(Entries with page source code)
>> BEGIN

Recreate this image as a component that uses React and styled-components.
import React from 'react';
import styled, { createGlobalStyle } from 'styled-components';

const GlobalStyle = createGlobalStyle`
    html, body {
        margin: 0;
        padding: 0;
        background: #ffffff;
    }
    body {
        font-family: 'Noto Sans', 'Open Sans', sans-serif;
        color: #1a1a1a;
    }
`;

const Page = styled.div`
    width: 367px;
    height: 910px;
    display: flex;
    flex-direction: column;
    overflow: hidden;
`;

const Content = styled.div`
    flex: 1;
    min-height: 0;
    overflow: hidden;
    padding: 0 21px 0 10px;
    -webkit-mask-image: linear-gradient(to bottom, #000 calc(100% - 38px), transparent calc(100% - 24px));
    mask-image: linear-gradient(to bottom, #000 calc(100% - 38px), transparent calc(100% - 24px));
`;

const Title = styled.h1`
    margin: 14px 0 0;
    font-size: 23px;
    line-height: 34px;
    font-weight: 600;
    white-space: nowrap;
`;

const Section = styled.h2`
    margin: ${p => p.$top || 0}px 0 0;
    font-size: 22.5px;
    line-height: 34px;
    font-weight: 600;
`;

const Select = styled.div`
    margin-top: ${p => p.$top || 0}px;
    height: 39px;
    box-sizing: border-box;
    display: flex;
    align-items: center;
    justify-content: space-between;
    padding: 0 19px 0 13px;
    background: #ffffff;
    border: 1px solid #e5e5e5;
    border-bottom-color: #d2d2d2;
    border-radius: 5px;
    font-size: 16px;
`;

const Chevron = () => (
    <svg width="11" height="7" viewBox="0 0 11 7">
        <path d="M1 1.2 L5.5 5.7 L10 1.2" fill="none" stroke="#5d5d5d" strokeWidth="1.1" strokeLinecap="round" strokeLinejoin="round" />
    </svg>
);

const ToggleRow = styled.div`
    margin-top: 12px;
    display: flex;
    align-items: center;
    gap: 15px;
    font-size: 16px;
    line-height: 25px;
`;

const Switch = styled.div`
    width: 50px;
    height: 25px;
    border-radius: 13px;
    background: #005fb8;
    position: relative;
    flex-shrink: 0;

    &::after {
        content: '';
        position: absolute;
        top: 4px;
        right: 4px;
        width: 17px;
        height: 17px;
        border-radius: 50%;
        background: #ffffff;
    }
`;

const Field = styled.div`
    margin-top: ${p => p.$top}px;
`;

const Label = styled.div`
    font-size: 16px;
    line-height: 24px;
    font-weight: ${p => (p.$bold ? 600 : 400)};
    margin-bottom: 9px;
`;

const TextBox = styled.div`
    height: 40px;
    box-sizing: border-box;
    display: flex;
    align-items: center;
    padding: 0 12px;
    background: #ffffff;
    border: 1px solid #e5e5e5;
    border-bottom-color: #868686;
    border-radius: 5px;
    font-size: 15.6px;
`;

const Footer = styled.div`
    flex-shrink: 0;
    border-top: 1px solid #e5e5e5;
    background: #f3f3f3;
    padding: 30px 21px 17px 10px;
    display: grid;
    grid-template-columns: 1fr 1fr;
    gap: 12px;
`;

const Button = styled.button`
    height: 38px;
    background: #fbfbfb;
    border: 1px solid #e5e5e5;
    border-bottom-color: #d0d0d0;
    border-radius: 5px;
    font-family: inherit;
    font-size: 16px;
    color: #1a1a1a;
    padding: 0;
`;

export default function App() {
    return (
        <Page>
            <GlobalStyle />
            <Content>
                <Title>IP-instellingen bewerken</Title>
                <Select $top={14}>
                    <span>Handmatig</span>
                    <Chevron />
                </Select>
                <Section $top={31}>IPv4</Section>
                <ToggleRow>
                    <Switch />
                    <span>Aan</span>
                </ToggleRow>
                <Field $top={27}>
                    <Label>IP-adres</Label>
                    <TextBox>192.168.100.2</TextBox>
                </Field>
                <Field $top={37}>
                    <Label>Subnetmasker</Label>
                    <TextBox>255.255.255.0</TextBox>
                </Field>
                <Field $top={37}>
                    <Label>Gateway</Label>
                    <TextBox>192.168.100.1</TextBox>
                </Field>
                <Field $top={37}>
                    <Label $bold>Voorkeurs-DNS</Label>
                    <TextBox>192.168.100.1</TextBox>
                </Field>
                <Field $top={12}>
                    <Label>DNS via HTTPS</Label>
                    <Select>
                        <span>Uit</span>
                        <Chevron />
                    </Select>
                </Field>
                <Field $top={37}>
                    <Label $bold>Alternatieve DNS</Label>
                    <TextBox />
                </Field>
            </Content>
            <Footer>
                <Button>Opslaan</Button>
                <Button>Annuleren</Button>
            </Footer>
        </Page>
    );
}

>> END
>> BEGIN

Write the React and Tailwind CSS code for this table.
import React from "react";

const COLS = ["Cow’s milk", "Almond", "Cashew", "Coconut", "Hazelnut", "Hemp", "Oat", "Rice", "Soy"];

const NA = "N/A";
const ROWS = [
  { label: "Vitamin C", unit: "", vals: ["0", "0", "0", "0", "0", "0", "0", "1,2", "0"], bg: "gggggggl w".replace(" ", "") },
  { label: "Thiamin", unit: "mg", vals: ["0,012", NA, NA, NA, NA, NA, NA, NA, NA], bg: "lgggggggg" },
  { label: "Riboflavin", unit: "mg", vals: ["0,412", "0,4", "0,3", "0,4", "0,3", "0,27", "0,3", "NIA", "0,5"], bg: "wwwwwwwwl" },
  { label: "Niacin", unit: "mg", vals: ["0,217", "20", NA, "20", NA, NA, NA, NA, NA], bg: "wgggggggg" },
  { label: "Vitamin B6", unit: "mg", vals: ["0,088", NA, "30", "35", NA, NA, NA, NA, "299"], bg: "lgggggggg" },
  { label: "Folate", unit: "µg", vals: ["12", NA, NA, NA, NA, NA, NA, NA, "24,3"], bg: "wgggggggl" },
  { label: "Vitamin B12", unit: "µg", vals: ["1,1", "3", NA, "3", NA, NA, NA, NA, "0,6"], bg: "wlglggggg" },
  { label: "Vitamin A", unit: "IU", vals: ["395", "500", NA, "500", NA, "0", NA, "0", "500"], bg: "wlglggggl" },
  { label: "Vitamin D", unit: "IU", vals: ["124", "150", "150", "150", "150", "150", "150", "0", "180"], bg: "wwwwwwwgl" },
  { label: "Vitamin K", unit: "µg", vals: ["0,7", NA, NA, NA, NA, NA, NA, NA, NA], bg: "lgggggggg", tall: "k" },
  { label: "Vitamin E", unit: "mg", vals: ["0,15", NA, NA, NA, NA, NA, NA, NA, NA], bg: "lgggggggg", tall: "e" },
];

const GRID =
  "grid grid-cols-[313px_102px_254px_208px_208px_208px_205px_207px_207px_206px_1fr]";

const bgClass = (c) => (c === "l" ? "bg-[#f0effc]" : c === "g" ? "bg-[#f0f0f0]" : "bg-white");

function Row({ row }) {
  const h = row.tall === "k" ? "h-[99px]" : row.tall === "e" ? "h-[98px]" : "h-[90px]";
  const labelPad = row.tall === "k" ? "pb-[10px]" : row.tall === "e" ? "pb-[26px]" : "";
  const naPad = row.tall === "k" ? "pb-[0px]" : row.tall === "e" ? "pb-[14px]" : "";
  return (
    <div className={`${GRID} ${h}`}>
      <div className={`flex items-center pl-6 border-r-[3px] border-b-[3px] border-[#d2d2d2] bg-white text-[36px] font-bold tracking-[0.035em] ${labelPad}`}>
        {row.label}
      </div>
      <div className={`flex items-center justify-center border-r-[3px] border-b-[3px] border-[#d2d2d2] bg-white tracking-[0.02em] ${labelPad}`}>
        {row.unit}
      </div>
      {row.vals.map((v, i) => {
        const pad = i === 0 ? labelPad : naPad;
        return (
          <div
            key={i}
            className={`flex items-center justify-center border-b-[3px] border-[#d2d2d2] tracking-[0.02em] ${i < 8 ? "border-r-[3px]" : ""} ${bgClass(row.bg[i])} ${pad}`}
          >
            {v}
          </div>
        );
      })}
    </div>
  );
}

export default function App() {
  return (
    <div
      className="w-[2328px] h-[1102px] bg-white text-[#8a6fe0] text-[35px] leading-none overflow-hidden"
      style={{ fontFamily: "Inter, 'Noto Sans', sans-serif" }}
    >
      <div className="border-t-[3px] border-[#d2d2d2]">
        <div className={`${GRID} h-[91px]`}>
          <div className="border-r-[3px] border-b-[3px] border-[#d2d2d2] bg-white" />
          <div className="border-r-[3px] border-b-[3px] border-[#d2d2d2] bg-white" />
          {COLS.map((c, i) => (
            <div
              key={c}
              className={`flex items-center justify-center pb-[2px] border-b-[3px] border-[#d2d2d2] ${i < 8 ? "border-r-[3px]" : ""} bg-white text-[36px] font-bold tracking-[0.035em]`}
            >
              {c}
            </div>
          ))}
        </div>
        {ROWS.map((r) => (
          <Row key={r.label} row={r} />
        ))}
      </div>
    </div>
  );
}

>> END
>> BEGIN

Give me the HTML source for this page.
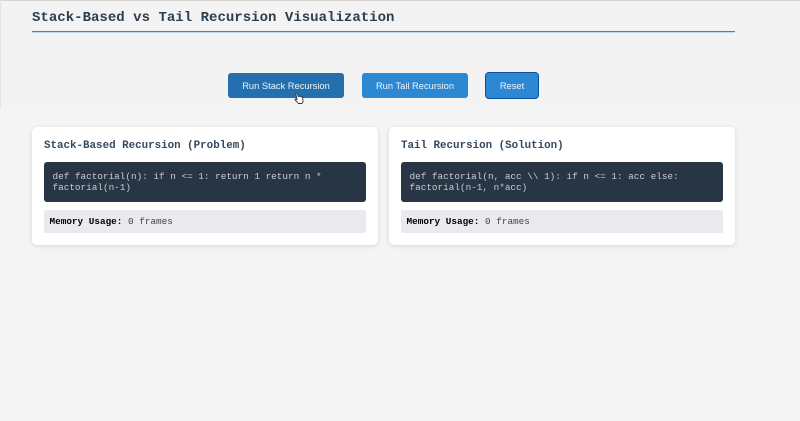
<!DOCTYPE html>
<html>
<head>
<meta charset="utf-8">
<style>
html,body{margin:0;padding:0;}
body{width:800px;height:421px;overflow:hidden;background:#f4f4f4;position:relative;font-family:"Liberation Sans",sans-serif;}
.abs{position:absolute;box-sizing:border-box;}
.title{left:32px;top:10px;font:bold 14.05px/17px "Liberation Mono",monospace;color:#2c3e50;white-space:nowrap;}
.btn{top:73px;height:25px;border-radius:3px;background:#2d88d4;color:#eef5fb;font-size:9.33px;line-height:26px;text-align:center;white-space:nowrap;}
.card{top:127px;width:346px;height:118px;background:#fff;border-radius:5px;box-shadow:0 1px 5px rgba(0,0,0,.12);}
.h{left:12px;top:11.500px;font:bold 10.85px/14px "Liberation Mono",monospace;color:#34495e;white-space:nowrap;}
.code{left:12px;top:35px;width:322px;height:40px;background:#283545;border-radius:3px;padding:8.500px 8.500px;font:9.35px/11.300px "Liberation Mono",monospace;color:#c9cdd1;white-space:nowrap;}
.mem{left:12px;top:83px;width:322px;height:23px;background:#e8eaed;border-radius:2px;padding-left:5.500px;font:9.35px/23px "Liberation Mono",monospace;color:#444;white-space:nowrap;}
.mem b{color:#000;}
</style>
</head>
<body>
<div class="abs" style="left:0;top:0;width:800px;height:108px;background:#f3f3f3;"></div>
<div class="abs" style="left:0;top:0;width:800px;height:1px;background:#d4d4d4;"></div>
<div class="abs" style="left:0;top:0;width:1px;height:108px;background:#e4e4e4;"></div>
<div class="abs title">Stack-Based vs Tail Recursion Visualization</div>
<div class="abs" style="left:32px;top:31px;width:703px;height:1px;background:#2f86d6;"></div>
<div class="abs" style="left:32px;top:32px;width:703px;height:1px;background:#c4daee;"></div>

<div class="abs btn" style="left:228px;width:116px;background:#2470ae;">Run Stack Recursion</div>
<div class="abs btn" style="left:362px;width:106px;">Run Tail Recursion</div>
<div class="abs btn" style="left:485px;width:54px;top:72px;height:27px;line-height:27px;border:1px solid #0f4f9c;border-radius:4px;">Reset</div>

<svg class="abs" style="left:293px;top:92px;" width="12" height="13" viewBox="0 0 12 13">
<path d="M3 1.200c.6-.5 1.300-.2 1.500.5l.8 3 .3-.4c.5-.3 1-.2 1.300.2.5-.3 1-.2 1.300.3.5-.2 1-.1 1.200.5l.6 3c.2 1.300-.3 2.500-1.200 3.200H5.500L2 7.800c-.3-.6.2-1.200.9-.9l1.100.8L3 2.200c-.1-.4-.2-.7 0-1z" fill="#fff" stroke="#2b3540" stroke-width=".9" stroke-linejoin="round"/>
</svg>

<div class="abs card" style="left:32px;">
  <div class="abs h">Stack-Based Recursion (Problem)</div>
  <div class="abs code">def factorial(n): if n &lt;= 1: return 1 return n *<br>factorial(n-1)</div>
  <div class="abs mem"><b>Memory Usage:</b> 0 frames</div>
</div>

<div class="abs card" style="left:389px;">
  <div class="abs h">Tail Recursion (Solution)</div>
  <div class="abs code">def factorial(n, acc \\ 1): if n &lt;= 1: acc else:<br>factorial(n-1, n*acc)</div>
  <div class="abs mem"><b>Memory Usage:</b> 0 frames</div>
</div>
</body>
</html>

>> END

_Short task_.
Show every line above in which the word "image" occurs.

_Task result_.
Recreate this image as a component that uses React and styled-components.
    -webkit-mask-image: linear-gradient(to bottom, #000 calc(100% - 38px), transparent calc(100% - 24px));
    mask-image: linear-gradient(to bottom, #000 calc(100% - 38px), transparent calc(100% - 24px));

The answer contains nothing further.